P-Core Memory Subsystem

Intel has decreased the latency even further when compared the 11th Gen Rocket Lake. Another difference between the Enterprise market and Consumer market is the L2 Cache size. Enterprise will get 2MB L2 Cache while the consumer market will only get 1.25MB Cache (my 1st Generation only has 256KB L2 Cache). That’s not too bad I suppose since the Enterprise markets will obviously need more performance and data throughput than the typical gamer sitting at home running synthetic benchmarks and games. Intel has tailored the L2 Cache to work in conjunction with the prefix engine and more than likely the branch prediction (front) engine so that the L2 Cache will hopefully know, by observing the data flowing into the cache, if more data instructions will need to be pulled from the system memory. This way the CPU won’t get stalled waiting for data if the L2 Cache can go ahead and fetch the data before it is needed.

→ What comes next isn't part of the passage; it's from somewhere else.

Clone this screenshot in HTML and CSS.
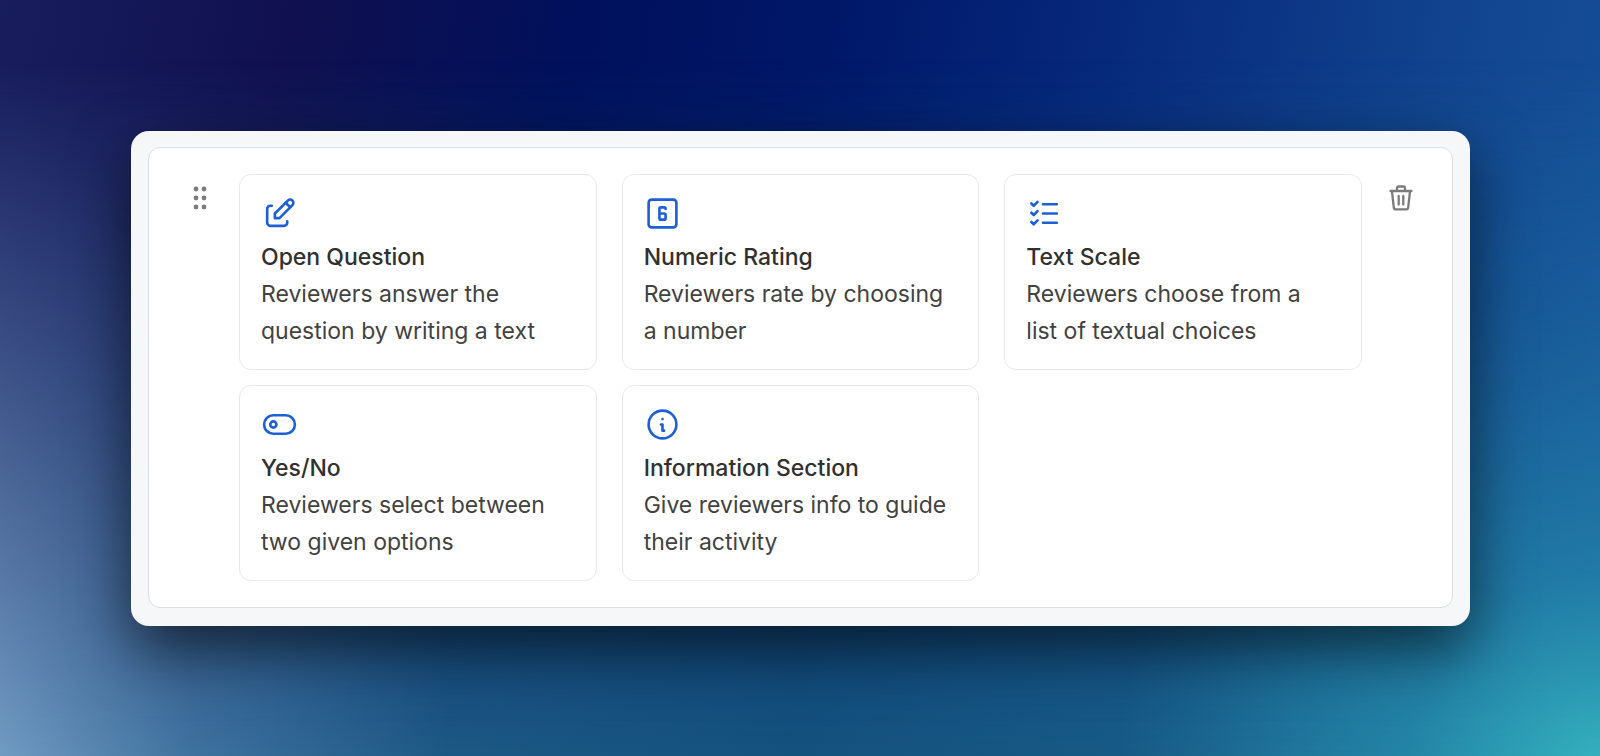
FILE: index.html
```html
<!DOCTYPE html>
<html lang="en">
<head>
    <meta charset="utf-8">
    <title>Question types</title>
    <link rel="stylesheet" href="styles.css">
</head>
<body>
    <main class="frame">
        <div class="panel">
            <button class="icon-button" type="button" aria-label="Move question">
                <svg viewBox="0 0 28 28" fill="currentColor">
                    <circle cx="10" cy="5" r="2.4"/><circle cx="18" cy="5" r="2.4"/>
                    <circle cx="10" cy="14" r="2.4"/><circle cx="18" cy="14" r="2.4"/>
                    <circle cx="10" cy="23" r="2.4"/><circle cx="18" cy="23" r="2.4"/>
                </svg>
            </button>

            <div class="types">
                <button class="type" type="button">
                    <svg class="type-icon" viewBox="0 0 24 24">
                        <path d="M7 7H6a2 2 0 0 0-2 2v9a2 2 0 0 0 2 2h9a2 2 0 0 0 2-2v-1"/>
                        <path d="M20.385 6.585a2.1 2.1 0 0 0-2.97-2.97L9 12v3h3l8.385-8.415z"/>
                        <path d="M16 5l3 3"/>
                    </svg>
                    <span class="type-title">Open Question</span>
                    <span class="type-text">Reviewers answer the question by writing a text</span>
                </button>
                <button class="type" type="button">
                    <svg class="type-icon" viewBox="0 0 24 24">
                        <rect x="3" y="3" width="18" height="18" rx="2"/>
                        <path d="M14 9a1 1 0 0 0-1-1h-2a1 1 0 0 0-1 1v6a1 1 0 0 0 1 1h2a1 1 0 0 0 1-1v-2a1 1 0 0 0-1-1h-3"/>
                    </svg>
                    <span class="type-title">Numeric Rating</span>
                    <span class="type-text">Reviewers rate by choosing a number</span>
                </button>
                <button class="type" type="button">
                    <svg class="type-icon" viewBox="0 0 24 24">
                        <path d="M3.5 5.500L5 7l2.500-2.500"/>
                        <path d="M3.500 11.500L5 13l2.500-2.500"/>
                        <path d="M3.500 17.500L5 19l2.500-2.500"/>
                        <path d="M11 6h9M11 12h9M11 18h9"/>
                    </svg>
                    <span class="type-title">Text Scale</span>
                    <span class="type-text">Reviewers choose from a list of textual choices</span>
                </button>
                <button class="type" type="button">
                    <svg class="type-icon" viewBox="0 0 24 24">
                        <rect x="2" y="6" width="20" height="12" rx="6"/>
                        <circle cx="8" cy="12" r="2"/>
                    </svg>
                    <span class="type-title">Yes/No</span>
                    <span class="type-text">Reviewers select between two given options</span>
                </button>
                <button class="type" type="button">
                    <svg class="type-icon" viewBox="0 0 24 24">
                        <circle cx="12" cy="12" r="9"/>
                        <path d="M12 8.500h.01M11 12h1v4h1"/>
                    </svg>
                    <span class="type-title">Information Section</span>
                    <span class="type-text">Give reviewers info to guide their activity</span>
                </button>
            </div>

            <button class="icon-button" type="button" aria-label="Delete question">
                <svg viewBox="0 0 28 28" fill="none" stroke="currentColor" stroke-width="2.3" stroke-linecap="round" stroke-linejoin="round">
                    <path d="M3.5 7h21"/>
                    <path d="M10 6.500V4a1.500 1.500 0 0 1 1.500-1.500h5A1.500 1.500 0 0 1 18 4v2.500"/>
                    <path d="M5 7.500l1.800 16a2 2 0 0 0 2 1.800h10.400a2 2 0 0 0 2-1.800L23 7.500"/>
                    <path d="M11.700 12v8.500M16.300 12v8.500"/>
                </svg>
            </button>
        </div>
    </main>
</body>
</html>
```
FILE: styles.css
```css
* {
    box-sizing: border-box;
}
body {
    margin: 0;
    min-height: 100vh;
    padding: 40px 130px 40px 131px;
    display: flex;
    align-items: center;
    position: relative;
    font-family: Inter, "Liberation Sans", sans-serif;
    background: linear-gradient(100deg, #181d5e 0%, #10104f 17%, #00105c 34%, #001768 48%, #06277a 63%, #124690 86%, #17539a 100%);
}
/* lighter lower half, faded in from the top */
body::before {
    content: "";
    position: absolute;
    inset: 0;
    background:
        radial-gradient(ellipse 30% 60% at 100% 100%, #34b0bd 0%, rgba(40, 150, 176, 0.6) 40%, rgba(32, 120, 165, 0) 100%),
        linear-gradient(90deg, #709bc2 0%, #3f729f 12%, #1c5885 28%, #14527e 50%, #185c88 75%, #2078a5 100%);
    -webkit-mask-image: linear-gradient(180deg, transparent 8%, rgba(0, 0, 0, 0.4) 45%, #000 100%);
    mask-image: linear-gradient(180deg, transparent 8%, rgba(0, 0, 0, 0.4) 45%, #000 100%);
}
.frame {
    position: relative;
    flex: 1;
    padding: 16px 17px 18px;
    border-radius: 18px;
    background: #f5f7f9;
    box-shadow: 0 24px 60px rgba(0, 0, 0, 0.6);
}
.panel {
    display: flex;
    align-items: flex-start;
    gap: 23px;
    padding: 26px 35px;
    border: 1px solid #dcdee0;
    border-radius: 12px;
    background: #fff;
}
.icon-button {
    flex: none;
    width: 32px;
    margin-top: 10px;
    padding: 0 2px;
    border: none;
    background: none;
    color: #7c7c7c;
    cursor: pointer;
}
.icon-button svg {
    display: block;
    width: 28px;
    height: 28px;
}
.types {
    flex: 1;
    display: grid;
    grid-template-columns: repeat(3, 1fr);
    gap: 15px 25px;
}
.type {
    display: flex;
    flex-direction: column;
    align-items: flex-start;
    padding: 20px 28px 19px 21px;
    border: 1px solid #e6e8ea;
    border-radius: 12px;
    background: #fff;
    color: #424242;
    font: inherit;
    font-size: 23px;
    line-height: 37px;
    text-align: left;
    cursor: pointer;
}
.type:hover {
    border-color: #1f5fd6;
}
.type-icon {
    width: 37px;
    height: 37px;
    margin-bottom: 7px;
    fill: none;
    stroke: #1f5fd6;
    stroke-width: 1.7;
    stroke-linecap: round;
    stroke-linejoin: round;
}
.type-title {
    color: #303030;
    font-weight: 500;
}
```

Alder Lake supports 9.5MB up to 14MBs L2 Cache. That is, 1.25MB for each Performance Core and 2MBs for each Efficient (Gracemont) Core. So for the i9-12900K \ KF (8 P-Cores + 8 E Cores) that would be 1.25MBs x 8 (P-Cores) = 10MBs L2 Cache for the Performance Cores. The Efficient Cores in two clusters (x4 Gracemont Cores) share 2MBs for a total of 4MBs L2 Cache. So that would be 2MBs x 2 (E Core Clusters) = 4MBs L2 Cache. Therefore the total L2 cache for the Core i9-12900 K \ KF would be (10MBs + 4MBs) 14MBs L2 Cache.

Alder Lake vs Rocket Lake

This comparison is much better than the 2015 Skylake comparison earlier with the Gracemont-Core. Intel is claiming that their 12th Generation “Alder Lake” Performance-Core is 19% faster than their previous 11th Generation “Rocket Lake”. This probably means that Alder Lake is trillions of times faster than my 1st Generation “Westemere”, especially the “Bloomfield” CPUs.